A lab router was reloaded and when it came back up there is a “Major” chassis alarm as one of the two PSUs has failed. However, neither the PSU failure nor the ‘MAJ’ alarm status are detected by Observium.
Even after a full discovery and polling, it is all green and happy on Observium it seems. In fact, it shows only 1 PSU now, even though two are installed and one is in a failed state:
(All other 9001 have 2 x “ASR-9001 AC Power Supply” entries here)

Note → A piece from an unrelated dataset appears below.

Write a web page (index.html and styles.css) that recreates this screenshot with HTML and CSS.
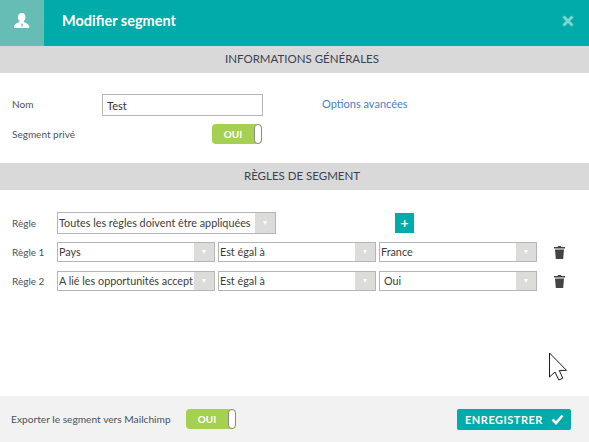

Console output confirms the fault and the presence of the major alarm, as well as a few different things (like N+1 resilience lost and ‘Capacity’) which could be used to detect this issue (if they are in Cisco-SNMP-land that is).
#show env power
R/S/I Modules Capacity Status
(W)
0/PS0/M0/*
host PM 750 Ok
0/PS0/M1/*
host PM 0 Failed <<<<<<<<
#show env power
<snip>
N+1 Supply Protected Capacity Available: Not Protected <<<<<<<<
#show environment leds
R/S/I Modules LED Status
0/RSP0/*
host Critical-Alarm Off
host Major-Alarm On <<<<<<<<
host Minor-Alarm Off
RP/0/RSP0/CPU0:RTR-123(admin)#show env power states
Wed Nov 15 16:59:15.135 GMT
R/S/I State MaxPower Time Count
(1-ON/2-OFF) (W) (YY:WK:DD:HH:MIN:SS)
----------------------------------------------------------------------
0/PS0/M0/*
1 750 00:00:00:00:59:27 1
2 0 00:00:00:00:00:00 0
----------------------------------------------------------------------
0/PS0/M1/*
1 0 00:00:00:00:00:00 0
2 0 00:00:00:00:59:27 1 <<<<<< ‘2 = Off’
so……Can anything be done to tune-up the detection of such issues? In this case it was pure chance I noticed the fault after the reload as I had to be physically in front of it to patch something in. Otherwise I’d not have known.
Any ideas? Cheers!